Once characterised as the past-time of adolescents, interactive entertainment has come a long way in the 25 years since Space Invaders first entered our way-of-life.
As computing power has become cheaper, game consoles such as the Playstation and Xbox have developed capabilities beyond the first supercomputers, and the games which they run have become more compelling with each year as the industry has matured.
And the rapid quest towards photo-realism and believable virtual reality will continue unabated for many years to come - each successive game release pushes the boundaries further and as each generation of computer consoles hits the market, capabilities take a quantum leap towards convincing synthetic reality.
When Sony releases the next generation console, it is expected to have 1000 times the graphics processing power. Sony's PS2 was released in late 2000 - since then it has sold more than 60 million units worldwide (one million in Australia) and gained the early mover advantage over its prime competitor, Microsoft.
The next generation of consoles will land in 2005 by which time Sony will be locked in combat with Microsoft for top spot in the netwroked world - where you can play with everyone's next door neighbour all at the same time.
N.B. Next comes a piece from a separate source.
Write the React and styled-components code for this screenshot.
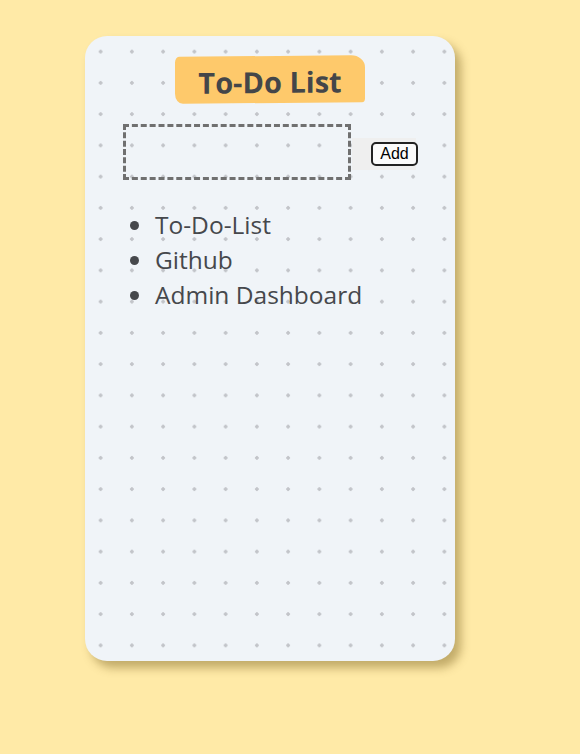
import React from "react";
import styled, { createGlobalStyle } from "styled-components";

const Global = createGlobalStyle`
  html, body { margin: 0; padding: 0; }
  body {
    background: #ffeaa7;
    font-family: "Open Sans", "Noto Sans", sans-serif;
    min-height: 754px;
  }
`;

const Page = styled.div`
  padding: 36px 0 0 85px;
`;

const Card = styled.div`
  box-sizing: border-box;
  width: 370px;
  height: 625px;
  border-radius: 22px;
  background-color: #f0f4f8;
  background-image: radial-gradient(circle, #c2c4c9 1.5px, transparent 2px);
  background-size: 31.25px 31.25px;
  box-shadow: 6px 7px 10px rgba(120, 95, 30, 0.45);
  padding: 20px 0 0 0;
  display: flex;
  flex-direction: column;
`;

const TitleWrap = styled.div`
  display: flex;
  justify-content: center;
`;

const Title = styled.h1`
  margin: 0;
  box-sizing: border-box;
  width: 190px;
  height: 47px;
  display: flex;
  align-items: center;
  justify-content: center;
  padding-top: 3px;
  background: #fec96b;
  color: #444649;
  font-size: 29px;
  font-weight: 700;
  border-radius: 4px 14px 3px 8px / 6px 12px 4px 10px;
  transform: skewY(-0.5deg);
`;

const FormRow = styled.div`
  display: flex;
  align-items: flex-start;
  margin: 21px 0 0 38px;
`;

const Input = styled.input`
  box-sizing: border-box;
  width: 228px;
  height: 56px;
  border: 3px dashed #707070;
  background: transparent;
  outline: none;
  padding: 0 8px;
  font-family: inherit;
  font-size: 18px;
`;

const ButtonTray = styled.div`
  box-sizing: border-box;
  width: 64px;
  height: 32px;
  margin: 14px 0 0 1px;
  background: #efefef;
  display: flex;
  justify-content: flex-end;
  align-items: flex-start;
  padding-top: 4px;
`;

const AddButton = styled.button`
  box-sizing: border-box;
  width: 47px;
  height: 24px;
  margin-right: -2px;
  border: 2px solid #222;
  border-radius: 5px;
  background: #fbfbfb;
  color: #000;
  font-family: "Liberation Sans", Arial, sans-serif;
  font-size: 16px;
  padding: 0;
  line-height: 18px;
`;

const List = styled.ul`
  margin: 27px 0 0 0;
  padding: 0 0 0 69px;
  color: #46484c;
  font-size: 24.5px;
  line-height: 35px;

  li::marker {
    color: #46484c;
  }
`;

const Item = styled.li`
  padding-left: 1px;
`;

const items = ["To-Do-List", "Github", "Admin Dashboard"];

export default function App() {
  return (
    <>
      <Global />
      <Page>
        <Card>
          <TitleWrap>
            <Title>To-Do List</Title>
          </TitleWrap>
          <FormRow>
            <Input type="text" />
            <ButtonTray>
              <AddButton>Add</AddButton>
            </ButtonTray>
          </FormRow>
          <List>
            {items.map((t) => (
              <Item key={t}>{t}</Item>
            ))}
          </List>
        </Card>
      </Page>
    </>
  );
}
Microsoft has a massive advantage in this marketplace, already reaching the majority of the world's online population each month via its MSN network.
It would be easy to dismiss the game industry as a teenage phenomena, but in reality, teens of the nineties have grown up. The average game player gets older every year, and is currently 29.
And the next generation coming through is likely to be even more comfortable with computer games - interactive digital media has become an integral part of children's lives. A recent study of American children showed children under the age of six spend as much time playing video games as they do playing outside.
Two-thirds (68%) of children under two already use screen media, for an average of more than two hours A DAY!
More importantly than larger gross revenues, the game industry has a larger audience, commands a lot more of the audience's time and enjoys a very pro-active relationship with that audience - so proactive that many parents who have witnessed the phenomena would term it addictive.